Alegria describes herself as a ‘hypersensitive’ person, which might not be the first word that comes to mind when blasting Aku at full volume. Though Wanton Witch explores sonic extremities, the record itself still resonates like an intimate diary entry with titles such as ‘As If You Whisper’ and ‘In The Mirror’ expressing a quiet yearning. “I don't have a lot of music out because I'm still so new to this. So far everything I make –even this album – is still just about me. I haven't been influenced by anything else yet, other than myself.”

If she does have any direct influences, Alegria believes they are, if anything, acquired subconsciously. With Aku, she dares herself to work more with widescreen melodies and “cinematic motifs” as she describes them.

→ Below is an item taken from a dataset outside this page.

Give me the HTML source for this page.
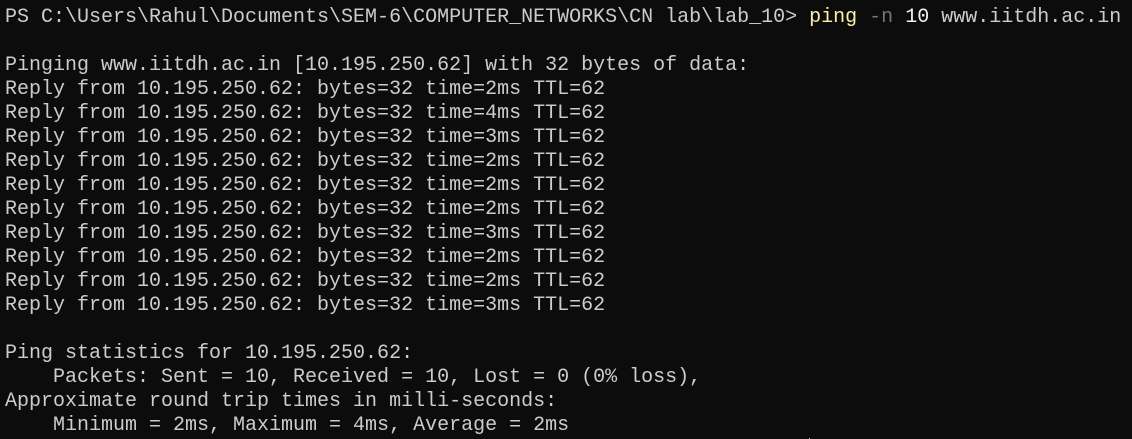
<!DOCTYPE html>
<html><head><meta charset="utf-8"><style>
html,body{margin:0;padding:0;background:#0c0c0c;width:1132px;height:439px;overflow:hidden;position:relative}
pre{margin:0;position:absolute;left:5px;top:6px;font-family:"Liberation Mono","DejaVu Sans Mono",monospace;font-size:20px;line-height:24px;color:#cccccc;white-space:pre}
.y{color:#f9f1a5}.g{color:#767676}.w{color:#f2f2f2}
.c{display:inline-block;width:1px;height:20px;background:#cccccc;vertical-align:-4px}
</style></head><body><pre>PS C:\Users\Rahul\Documents\SEM-6\COMPUTER_NETWORKS\CN lab\lab_10&gt; <span class="y">ping</span> <span class="g">-n</span> <span class="w">10</span> www.iitdh.ac.in

Pinging www.iitdh.ac.in [10.195.250.62] with 32 bytes of data:
Reply from 10.195.250.62: bytes=32 time=2ms TTL=62
Reply from 10.195.250.62: bytes=32 time=4ms TTL=62
Reply from 10.195.250.62: bytes=32 time=3ms TTL=62
Reply from 10.195.250.62: bytes=32 time=2ms TTL=62
Reply from 10.195.250.62: bytes=32 time=2ms TTL=62
Reply from 10.195.250.62: bytes=32 time=2ms TTL=62
Reply from 10.195.250.62: bytes=32 time=3ms TTL=62
Reply from 10.195.250.62: bytes=32 time=2ms TTL=62
Reply from 10.195.250.62: bytes=32 time=2ms TTL=62
Reply from 10.195.250.62: bytes=32 time=3ms TTL=62

Ping statistics for 10.195.250.62:
    Packets: Sent = 10, Received = 10, Lost = 0 (0% loss),
Approximate round trip times in milli-seconds:
    Minimum = 2ms, Maximum = 4ms, Average = 2ms
PS C:\Users\Rahul\Documents\SEM-6\COMPUTER_NETWORKS\CN lab\lab_10&gt; <span class="c"></span></pre></body></html>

There is still the menace of her music, but there is also coloir and texture, with more definable orchestral elements like strings and brass. It sounds like an artist slowly exhaling and decompressing from the hypervigilant state that has come to be a default.

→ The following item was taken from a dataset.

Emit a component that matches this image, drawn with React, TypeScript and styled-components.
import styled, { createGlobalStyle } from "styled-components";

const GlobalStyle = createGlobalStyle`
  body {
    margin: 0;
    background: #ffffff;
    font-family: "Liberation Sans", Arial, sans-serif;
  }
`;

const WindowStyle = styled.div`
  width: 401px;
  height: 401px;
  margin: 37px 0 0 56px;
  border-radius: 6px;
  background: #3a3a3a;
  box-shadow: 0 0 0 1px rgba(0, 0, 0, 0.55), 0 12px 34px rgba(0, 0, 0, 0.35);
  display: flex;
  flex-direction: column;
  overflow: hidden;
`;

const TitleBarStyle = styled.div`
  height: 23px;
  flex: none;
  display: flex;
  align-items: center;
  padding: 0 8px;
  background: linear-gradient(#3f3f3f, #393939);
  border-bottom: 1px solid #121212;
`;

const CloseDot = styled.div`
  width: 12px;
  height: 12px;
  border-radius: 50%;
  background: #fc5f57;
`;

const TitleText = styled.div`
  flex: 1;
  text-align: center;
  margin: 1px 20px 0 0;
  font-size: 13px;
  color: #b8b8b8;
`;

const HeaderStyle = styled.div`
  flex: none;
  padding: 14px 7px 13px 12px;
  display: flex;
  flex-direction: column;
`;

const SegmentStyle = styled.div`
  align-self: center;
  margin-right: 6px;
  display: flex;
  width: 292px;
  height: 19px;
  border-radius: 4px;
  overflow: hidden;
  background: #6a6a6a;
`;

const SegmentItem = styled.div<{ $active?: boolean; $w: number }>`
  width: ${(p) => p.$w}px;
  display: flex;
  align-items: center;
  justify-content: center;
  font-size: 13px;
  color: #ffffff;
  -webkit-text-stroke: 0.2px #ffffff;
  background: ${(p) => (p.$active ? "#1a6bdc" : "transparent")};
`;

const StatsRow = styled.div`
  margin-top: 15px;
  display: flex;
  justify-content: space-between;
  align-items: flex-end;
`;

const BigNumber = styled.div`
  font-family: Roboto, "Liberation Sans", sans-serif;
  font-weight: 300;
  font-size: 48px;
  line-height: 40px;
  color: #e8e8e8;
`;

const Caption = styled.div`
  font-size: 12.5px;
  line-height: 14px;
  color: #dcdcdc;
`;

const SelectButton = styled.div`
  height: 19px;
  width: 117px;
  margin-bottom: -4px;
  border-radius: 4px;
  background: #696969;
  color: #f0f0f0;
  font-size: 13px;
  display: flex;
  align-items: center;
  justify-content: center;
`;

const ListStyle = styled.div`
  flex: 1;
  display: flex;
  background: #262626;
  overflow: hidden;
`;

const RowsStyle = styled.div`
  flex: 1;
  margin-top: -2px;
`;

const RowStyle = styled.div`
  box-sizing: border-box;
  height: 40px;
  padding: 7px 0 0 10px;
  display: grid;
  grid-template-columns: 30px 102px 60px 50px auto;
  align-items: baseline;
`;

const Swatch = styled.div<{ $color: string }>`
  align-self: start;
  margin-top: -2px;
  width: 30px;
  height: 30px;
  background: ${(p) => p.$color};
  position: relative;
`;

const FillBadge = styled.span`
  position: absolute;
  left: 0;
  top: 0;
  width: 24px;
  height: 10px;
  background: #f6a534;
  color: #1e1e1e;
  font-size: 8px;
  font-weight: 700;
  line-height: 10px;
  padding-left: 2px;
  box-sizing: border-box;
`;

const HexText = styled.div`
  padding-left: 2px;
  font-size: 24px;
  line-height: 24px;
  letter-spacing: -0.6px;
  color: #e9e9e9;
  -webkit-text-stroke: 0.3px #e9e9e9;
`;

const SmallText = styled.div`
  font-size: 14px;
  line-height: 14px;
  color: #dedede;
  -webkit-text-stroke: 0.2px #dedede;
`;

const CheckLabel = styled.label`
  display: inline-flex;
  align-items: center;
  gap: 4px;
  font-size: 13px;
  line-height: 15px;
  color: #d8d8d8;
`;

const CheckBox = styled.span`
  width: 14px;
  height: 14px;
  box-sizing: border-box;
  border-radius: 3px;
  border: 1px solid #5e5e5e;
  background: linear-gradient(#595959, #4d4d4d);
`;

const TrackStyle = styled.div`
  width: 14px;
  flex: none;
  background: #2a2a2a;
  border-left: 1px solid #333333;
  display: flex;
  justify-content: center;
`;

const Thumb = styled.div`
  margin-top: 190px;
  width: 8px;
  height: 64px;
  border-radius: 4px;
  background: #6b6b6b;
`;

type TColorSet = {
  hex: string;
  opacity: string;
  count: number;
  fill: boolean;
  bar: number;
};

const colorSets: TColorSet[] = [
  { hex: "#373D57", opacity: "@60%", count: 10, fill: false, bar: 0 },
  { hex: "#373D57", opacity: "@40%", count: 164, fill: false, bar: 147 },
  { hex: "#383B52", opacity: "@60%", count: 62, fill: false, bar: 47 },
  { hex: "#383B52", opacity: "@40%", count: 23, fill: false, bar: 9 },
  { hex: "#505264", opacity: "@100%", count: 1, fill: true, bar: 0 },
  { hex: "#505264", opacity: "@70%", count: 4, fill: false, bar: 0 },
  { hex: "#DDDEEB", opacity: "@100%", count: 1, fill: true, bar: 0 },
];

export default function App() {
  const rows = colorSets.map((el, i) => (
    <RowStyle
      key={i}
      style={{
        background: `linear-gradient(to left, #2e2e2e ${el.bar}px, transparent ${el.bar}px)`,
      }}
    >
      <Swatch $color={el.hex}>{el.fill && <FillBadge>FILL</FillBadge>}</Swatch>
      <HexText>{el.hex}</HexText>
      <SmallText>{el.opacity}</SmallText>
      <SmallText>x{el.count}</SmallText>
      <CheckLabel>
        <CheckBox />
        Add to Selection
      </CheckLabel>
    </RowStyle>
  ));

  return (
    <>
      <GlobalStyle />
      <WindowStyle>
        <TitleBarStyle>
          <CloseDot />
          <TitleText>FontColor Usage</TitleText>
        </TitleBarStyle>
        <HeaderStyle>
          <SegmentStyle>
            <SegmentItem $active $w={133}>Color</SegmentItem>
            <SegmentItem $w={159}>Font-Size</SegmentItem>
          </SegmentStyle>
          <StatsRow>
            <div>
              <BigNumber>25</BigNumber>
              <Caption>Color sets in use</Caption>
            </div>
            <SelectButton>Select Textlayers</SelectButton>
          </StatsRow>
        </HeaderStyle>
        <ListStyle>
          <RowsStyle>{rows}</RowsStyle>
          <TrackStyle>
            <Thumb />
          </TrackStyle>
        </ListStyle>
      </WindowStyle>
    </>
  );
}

“‘Learn To Love’ is literally about me trying to move forward,” Alegria says. “I think over the years I lost the ability to not just love, but to just feel as well.” She explains that most of the days, she is still going through the motions, searching for ways to shake herself from a life deprived of sensation. “The situation right now is okay. I’m surviving every day. It’s more so coming from growing up in Borneo. I’ve been struggling for so long, I don’t know how to shake that. Since I moved to Berlin, I’ve been telling myself I should be going out there meeting people and socialising and making things work for myself. Mentally, I don’t know how to break that cycle of constantly worrying about tomorrow. In this album, I’m telling you where I am. I’m not looking back anymore. But I can’t move forward either, which is what I want to be doing.”